*WHAT IS REQUIRED*: Start at the line that contains "Give me the", stop at the line that contains "string; body: string;", and repeat every line in that span, those two included, with no pictures.

*DATA SECTION*:

______

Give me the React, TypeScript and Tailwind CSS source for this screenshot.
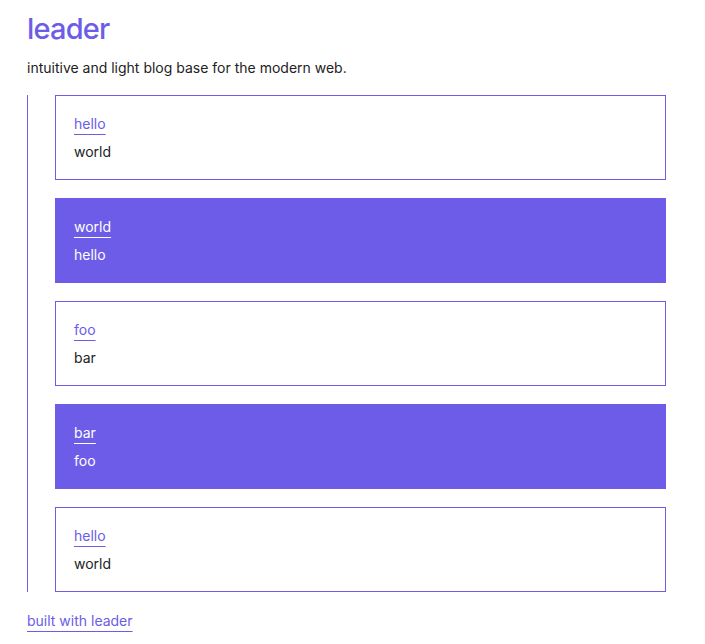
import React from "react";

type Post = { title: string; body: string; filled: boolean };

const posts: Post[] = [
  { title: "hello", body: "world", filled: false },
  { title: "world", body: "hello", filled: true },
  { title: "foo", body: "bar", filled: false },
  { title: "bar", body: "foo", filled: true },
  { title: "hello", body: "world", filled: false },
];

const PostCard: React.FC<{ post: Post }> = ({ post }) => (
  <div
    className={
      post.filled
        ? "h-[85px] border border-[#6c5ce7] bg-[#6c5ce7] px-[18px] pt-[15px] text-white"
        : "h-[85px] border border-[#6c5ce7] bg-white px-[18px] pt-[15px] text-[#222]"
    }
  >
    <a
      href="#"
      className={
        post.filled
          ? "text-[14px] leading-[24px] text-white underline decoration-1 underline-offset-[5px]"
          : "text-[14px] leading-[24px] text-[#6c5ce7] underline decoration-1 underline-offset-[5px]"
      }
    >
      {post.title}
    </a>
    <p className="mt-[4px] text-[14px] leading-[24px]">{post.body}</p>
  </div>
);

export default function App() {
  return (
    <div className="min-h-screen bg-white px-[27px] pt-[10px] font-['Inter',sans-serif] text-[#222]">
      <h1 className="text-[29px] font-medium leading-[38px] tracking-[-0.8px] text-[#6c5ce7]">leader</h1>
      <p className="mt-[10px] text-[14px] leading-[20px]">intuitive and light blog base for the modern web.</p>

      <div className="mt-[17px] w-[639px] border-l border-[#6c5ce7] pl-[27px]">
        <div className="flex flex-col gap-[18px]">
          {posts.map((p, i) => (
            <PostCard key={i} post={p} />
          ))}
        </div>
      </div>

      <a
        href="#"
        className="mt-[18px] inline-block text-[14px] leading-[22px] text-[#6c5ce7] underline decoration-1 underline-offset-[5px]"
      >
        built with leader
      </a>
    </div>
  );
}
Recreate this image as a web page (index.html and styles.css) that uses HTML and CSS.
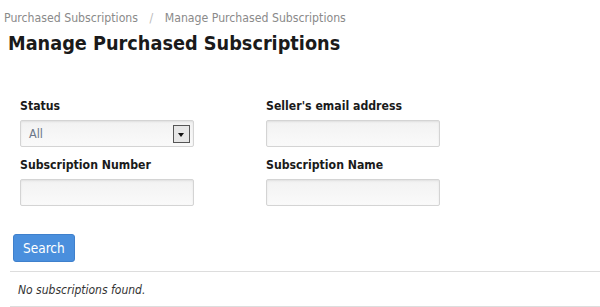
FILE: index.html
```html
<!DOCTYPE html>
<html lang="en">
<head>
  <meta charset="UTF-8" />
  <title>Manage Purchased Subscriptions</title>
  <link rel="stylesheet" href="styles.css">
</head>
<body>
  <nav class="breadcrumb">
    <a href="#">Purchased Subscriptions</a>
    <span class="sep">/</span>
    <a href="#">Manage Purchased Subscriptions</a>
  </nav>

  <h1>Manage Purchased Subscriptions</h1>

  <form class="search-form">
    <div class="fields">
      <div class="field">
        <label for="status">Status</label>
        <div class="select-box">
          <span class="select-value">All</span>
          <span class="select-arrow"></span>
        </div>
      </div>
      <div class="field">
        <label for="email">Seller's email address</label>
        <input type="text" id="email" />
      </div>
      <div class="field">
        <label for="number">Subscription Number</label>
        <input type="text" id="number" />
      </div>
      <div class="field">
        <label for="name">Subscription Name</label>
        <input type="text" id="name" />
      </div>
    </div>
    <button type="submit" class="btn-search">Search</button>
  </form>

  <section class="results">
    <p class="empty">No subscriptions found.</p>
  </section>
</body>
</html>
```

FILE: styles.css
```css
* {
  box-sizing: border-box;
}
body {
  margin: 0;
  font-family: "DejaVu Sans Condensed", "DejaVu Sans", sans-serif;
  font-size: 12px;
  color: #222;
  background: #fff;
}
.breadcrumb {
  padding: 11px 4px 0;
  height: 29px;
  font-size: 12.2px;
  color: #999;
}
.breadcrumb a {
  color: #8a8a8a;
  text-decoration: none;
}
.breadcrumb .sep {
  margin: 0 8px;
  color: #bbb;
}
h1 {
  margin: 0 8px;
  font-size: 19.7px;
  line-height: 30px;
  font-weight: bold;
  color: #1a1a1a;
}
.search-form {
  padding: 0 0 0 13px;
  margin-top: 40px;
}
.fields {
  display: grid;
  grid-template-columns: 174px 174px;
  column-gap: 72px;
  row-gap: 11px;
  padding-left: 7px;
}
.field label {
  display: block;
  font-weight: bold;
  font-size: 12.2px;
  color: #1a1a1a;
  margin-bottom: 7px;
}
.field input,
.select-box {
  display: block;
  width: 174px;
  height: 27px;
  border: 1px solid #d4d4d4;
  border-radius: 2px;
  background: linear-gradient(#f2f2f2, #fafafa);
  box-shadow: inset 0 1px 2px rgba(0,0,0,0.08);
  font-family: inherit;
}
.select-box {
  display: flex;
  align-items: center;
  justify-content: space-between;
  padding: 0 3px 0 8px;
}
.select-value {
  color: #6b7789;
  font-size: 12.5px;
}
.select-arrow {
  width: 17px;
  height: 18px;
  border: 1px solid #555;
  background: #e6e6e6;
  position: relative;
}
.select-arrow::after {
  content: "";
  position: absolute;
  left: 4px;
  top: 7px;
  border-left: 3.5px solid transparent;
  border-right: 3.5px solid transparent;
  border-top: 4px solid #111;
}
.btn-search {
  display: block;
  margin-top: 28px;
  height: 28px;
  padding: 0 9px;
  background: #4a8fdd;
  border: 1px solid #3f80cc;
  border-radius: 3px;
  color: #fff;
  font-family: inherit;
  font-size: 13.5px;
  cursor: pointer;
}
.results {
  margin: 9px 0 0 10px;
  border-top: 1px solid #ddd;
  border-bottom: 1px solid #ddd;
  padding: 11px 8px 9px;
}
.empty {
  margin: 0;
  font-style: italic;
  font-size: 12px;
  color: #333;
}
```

______

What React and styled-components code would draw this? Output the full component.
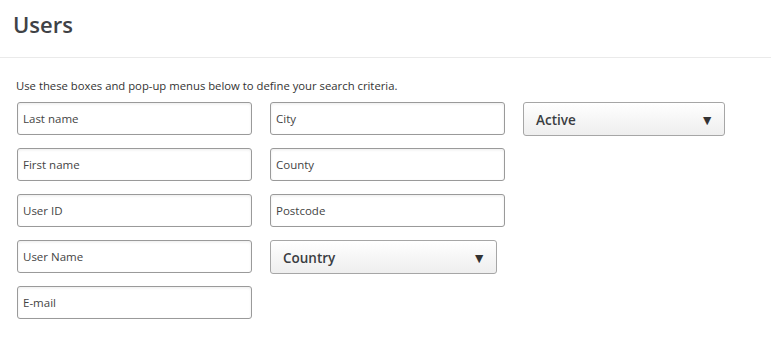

______

*RESPONSE TO THIS TASK*:
Give me the React, TypeScript and Tailwind CSS source for this screenshot.
import React from "react";

type Post = { title: string; body: string; filled: boolean };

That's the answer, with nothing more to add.